You will keep looking for beauty in unexpected places.
And the unexpected in beautiful places.

 

The 99

Today, the Gospel reading was the parable of the lost sheep. Of course, it is also the parable of the 99 left behind. Poor sheep. Either lost of left.

Which one of you, having a hundred sheep and losing one of them, does not leave the ninety-nine in the wilderness and go after the one that is lost until he finds it?
Luke 15:4

Or maybe there is another way to see it.

Sheep are meant to be in flocks, not alone. When one goes wandering, it needs finding and a shepherd will go looking. But a lost sheep isn’t home until it is back with its flock. Back with the 99 who stayed. They weren’t left, they were being the flock so the lost one would know where home was.

I was with my flock today. My tribe, my peeps. I hope if I ever go wandering, I’ll know I am found when I am back with them again. And I also hope when anyone else wanders in, they will know they are home. No matter which sheep you are in this tale, you are essential to the whole, made to be with your flock, your tribe, your community. It’s not the same without you.

Shadows and soil

Some of the stones in this old cemetery have names and dates,
others are rendered anonymous by time.
Anonymous to me, but not to those who placed them
or to the oaks and vines that grow from the soil enriched by the stories buried there.
Walking along the weedy paths
we cast shadows on the stones and earth,
on the wood and grass.
Those buried here can tell just as much about us from our shadows
as we can tell about them from the life that springs from their graves.
Together, we make a full story of beginnings and endings, life and death
and all that connects us to each other.

Grounded

This morning, my daughter and I went on a morning hike. It was glorious. Several women, a couple of girls, and the best dog in the world (sorry Max) walked on a portion of the greenbelt that snakes its way through the western side of our city. Water was coursing through what had been a dry creek bed last summer.

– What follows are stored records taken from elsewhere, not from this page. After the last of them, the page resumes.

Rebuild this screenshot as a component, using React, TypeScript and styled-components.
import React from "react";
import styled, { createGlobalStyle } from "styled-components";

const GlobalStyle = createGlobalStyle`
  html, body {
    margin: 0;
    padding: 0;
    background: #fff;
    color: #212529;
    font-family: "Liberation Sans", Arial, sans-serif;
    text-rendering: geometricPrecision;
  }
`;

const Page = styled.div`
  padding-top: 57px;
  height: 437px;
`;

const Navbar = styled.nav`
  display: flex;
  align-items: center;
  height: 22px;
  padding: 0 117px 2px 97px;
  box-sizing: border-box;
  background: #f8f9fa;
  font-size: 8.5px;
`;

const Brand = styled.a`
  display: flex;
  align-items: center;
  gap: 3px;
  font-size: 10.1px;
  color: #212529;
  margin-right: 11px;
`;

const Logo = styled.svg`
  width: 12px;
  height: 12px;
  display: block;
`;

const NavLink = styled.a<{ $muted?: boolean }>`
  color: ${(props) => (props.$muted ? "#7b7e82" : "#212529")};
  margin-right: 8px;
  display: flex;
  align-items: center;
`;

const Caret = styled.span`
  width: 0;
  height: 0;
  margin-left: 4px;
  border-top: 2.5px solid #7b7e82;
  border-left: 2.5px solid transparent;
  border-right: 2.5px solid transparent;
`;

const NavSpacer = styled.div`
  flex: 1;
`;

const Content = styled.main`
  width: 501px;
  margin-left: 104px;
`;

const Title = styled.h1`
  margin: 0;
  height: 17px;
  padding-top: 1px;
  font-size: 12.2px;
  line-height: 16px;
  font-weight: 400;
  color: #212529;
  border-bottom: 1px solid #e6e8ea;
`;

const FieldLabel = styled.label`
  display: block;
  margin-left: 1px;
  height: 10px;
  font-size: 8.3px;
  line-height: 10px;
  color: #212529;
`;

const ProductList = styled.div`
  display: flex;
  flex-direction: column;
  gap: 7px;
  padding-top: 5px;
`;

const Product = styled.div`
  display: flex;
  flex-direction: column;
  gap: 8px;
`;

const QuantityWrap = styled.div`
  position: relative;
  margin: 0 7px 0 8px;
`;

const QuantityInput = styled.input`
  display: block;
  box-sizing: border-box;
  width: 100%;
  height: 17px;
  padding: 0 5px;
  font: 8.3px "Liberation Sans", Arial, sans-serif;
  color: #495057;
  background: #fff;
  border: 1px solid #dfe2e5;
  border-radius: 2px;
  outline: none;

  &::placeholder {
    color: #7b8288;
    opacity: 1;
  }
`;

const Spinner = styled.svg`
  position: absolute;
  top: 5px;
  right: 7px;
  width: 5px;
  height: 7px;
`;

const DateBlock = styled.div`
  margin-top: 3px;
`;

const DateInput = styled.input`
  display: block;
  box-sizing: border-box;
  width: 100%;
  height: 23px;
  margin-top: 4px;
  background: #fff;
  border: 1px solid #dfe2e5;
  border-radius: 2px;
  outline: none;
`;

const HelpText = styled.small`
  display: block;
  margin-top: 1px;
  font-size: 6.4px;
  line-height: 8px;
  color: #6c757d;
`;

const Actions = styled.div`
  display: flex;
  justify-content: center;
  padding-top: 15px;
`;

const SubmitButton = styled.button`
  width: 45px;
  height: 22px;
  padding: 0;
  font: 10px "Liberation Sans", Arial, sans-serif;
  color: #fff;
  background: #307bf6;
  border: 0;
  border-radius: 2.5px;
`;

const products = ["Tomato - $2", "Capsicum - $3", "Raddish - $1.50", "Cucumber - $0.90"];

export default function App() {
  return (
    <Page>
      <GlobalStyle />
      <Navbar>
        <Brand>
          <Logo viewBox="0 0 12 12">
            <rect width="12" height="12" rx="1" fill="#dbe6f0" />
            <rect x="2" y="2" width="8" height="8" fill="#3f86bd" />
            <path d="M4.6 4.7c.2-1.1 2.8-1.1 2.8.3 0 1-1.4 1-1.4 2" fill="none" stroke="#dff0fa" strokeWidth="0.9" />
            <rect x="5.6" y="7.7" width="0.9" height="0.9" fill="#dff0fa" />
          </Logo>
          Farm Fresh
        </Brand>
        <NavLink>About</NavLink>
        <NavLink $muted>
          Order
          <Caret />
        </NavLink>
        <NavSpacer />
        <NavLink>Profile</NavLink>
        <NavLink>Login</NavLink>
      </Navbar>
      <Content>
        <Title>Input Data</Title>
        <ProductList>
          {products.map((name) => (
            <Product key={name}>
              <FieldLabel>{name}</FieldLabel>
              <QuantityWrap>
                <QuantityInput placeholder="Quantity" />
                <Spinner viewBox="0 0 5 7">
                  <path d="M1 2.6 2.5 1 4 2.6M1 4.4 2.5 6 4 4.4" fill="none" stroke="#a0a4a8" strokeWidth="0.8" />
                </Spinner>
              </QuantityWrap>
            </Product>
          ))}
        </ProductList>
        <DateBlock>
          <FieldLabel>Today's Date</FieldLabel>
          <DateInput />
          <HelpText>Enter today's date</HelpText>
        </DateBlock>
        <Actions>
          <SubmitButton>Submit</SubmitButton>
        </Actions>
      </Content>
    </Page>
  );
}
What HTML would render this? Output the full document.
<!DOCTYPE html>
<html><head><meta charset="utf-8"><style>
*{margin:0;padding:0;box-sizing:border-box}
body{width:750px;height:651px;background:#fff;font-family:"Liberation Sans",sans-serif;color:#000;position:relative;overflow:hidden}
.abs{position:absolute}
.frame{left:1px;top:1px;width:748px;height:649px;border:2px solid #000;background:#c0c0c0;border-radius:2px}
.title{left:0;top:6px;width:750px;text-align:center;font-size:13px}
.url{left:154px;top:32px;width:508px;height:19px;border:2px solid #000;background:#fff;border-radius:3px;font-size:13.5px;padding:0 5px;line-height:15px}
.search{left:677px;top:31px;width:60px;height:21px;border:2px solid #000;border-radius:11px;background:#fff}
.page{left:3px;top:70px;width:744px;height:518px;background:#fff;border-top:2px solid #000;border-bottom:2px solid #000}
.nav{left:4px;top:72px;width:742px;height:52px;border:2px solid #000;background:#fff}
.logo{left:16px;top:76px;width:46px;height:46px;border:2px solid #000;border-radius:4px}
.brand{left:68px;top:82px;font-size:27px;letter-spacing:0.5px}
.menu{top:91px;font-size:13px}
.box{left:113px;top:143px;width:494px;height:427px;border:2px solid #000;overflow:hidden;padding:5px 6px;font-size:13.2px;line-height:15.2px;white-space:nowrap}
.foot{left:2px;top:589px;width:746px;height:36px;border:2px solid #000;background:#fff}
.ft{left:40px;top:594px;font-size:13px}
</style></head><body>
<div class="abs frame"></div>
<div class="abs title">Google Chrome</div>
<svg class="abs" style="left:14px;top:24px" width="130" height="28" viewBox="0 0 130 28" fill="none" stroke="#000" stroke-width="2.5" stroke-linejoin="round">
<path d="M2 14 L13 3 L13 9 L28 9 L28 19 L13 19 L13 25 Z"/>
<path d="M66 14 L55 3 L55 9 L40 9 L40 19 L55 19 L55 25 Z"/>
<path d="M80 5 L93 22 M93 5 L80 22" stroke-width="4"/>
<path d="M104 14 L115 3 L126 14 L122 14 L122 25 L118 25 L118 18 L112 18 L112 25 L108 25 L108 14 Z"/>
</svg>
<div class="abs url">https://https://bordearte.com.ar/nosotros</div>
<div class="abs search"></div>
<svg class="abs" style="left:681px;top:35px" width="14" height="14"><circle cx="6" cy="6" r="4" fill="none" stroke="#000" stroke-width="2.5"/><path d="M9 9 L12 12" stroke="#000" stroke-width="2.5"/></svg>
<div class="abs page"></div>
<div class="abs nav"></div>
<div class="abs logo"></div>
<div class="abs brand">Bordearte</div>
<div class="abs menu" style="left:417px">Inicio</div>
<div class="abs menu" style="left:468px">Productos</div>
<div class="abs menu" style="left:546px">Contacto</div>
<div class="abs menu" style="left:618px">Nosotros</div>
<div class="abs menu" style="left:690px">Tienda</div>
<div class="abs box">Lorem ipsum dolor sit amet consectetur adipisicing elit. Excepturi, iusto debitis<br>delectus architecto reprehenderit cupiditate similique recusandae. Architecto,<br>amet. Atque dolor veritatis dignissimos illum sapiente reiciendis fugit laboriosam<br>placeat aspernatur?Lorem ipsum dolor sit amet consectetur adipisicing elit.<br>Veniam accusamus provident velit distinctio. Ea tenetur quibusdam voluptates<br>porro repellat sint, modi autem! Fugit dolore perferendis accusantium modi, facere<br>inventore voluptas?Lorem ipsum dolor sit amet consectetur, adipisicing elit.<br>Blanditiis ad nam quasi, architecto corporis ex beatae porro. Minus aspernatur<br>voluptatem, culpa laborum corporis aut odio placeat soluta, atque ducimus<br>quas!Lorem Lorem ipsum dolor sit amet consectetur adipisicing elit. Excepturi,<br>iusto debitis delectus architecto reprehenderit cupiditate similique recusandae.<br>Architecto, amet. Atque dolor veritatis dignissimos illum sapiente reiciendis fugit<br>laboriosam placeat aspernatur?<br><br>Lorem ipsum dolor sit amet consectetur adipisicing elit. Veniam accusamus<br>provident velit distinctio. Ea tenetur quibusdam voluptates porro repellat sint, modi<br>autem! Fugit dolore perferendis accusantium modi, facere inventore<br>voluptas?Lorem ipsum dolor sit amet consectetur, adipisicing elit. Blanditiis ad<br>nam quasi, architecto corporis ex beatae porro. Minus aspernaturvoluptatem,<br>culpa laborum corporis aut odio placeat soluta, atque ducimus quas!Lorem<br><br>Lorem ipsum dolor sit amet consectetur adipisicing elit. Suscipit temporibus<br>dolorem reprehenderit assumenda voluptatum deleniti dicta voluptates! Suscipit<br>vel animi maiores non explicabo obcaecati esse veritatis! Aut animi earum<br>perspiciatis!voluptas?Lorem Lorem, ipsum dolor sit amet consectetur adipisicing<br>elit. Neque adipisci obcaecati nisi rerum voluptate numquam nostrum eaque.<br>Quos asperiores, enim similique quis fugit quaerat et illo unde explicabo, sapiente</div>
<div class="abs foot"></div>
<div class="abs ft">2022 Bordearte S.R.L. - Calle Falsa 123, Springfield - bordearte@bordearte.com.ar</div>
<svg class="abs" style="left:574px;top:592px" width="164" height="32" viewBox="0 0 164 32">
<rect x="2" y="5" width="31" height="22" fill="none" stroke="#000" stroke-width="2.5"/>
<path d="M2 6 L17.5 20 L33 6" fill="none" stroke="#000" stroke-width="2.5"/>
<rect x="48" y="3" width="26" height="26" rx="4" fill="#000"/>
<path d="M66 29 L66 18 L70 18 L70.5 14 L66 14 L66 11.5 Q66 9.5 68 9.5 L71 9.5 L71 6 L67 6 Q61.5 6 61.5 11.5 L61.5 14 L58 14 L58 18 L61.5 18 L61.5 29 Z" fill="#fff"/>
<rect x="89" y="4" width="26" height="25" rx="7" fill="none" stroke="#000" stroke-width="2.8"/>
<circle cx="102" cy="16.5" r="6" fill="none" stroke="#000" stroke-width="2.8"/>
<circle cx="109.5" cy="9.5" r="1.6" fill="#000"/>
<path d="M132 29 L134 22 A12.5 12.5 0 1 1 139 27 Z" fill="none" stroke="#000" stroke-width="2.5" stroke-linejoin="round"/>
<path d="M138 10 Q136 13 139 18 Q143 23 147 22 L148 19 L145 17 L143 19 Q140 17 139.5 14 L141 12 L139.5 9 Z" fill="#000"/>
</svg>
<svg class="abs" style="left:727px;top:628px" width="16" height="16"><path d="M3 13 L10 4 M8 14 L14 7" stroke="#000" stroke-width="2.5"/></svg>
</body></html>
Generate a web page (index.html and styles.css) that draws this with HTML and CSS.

Those of us over…well, let’s say over 5 feet tall…reminded ourselves to breath deeply and be mindful. Halfway down the trail, we stopped for some meditation that helped us feel connected to the earth beneath our feet, to feel supported and grounded in nature, to let the air cleanse us. The lush green trees and flowing water called our attention away from cell phones and the sounds of traffic just a few feet away.

During the hike itself, my daughter was mostly engaged and excited, but she rolled her eyes each time one of us reminded the others to breathe. Our mid-hike, mountain-pose breathing meditations were too still for her. I started to get frustrated…

But you know what, my daughter didn’t need these reminders to connect with nature. She is literally closer to the earth than I – by about 12 inches. At the start of our adventure, she made friends with a millipede, put it on a stick and brought it along on the hike. She is the one who encouraged us to wade in the creek, to feel the cool water and the stones under our feet, to let the minnows tickle our toes.

Legs the Millipede, our hiking companion

We are made from earth, every cell and the space between them. At every age we have ways of remembering that connection. For those of us with busy, indoor lives and lots of lists, it takes a hike and a reminder to breathe. Some see nature as a place filled with friends like millipedes, others see it as a wonder of mathematical beauty or principles. Farmers and gardeners have a different relationship to the earth than pilots and sailors. We  each help the others see a different facet of our earthiness. One day, my daughter will need a reminder to breathe, and a child will remind her to make friends with a millipede.

Learning to take things more personally

My daughter is in the 3rd grade so I know a lot of 8 and 9-year-olds. They are silly and creative, loving and infuriating. They take in the world around them and make it all personal. Sometimes we call this tendency self-centeredness, but it is the age-appropriate way children experience and relate to the world around them. The weather is personal because it can cancel a field trip. (It did.) Traffic is personal because it makes a commute long and boring. (All the time.) Chocolate milk is amazing because it is delicious…and also stupid for sloshing onto a shirt. (Yep. Stupid.) My daughter has a love-hate relationship with water that is directly proportional to whether I am asking her to take a shower. The tendency of water to make a person wet is very personal.
Kids this age convey heartbreak more clearly and dramatically than adults. Sometimes it comes across as a tantrum that needs calming, but sometimes it comes across as a wake-up call. Their reactions can tell us that the things we take for granted as background noise are deeply personal.
Yesterday, my daughter told me this: “Mommy, don’t vote for Trump. My friend said if he is president she will have to leave because she is not the right religion, her religion is from another country.”
The xenophobic rhetoric of this election season has become so heated and so infused into everyday conversation that this child’s life is in suspension.
We are better than this.
It is a tribute to this girl’s parents that she feels acceptable and loved by her community. But that doesn’t make it better.
Here is the kicker: this girl’s parents are legal immigrants and the family is not Muslim. Messages aimed at illegal immigrants from Mexico and adherents to Islam have now bled beyond those targets to all those who are “other” in our communities. This girl is not wrong to think she is the target of the fear and hatred she overhears in everyday political discourse – the target has grown to envelope her. And now, it has grown to include my white, Christian daughter as well.
That is what fear and hatred do, they are contagious. We can’t just blame them on a few narrow-minded people, because if fear and hatred are not checked they spread. I’m taking a cue from my favorite 3rd graders. I am taking this personally. Fear and hatred are not background noise; they target and harm real people that I know and love.
Calling out fear and hatred is age-appropriate for everyone. Make it personal, y’all.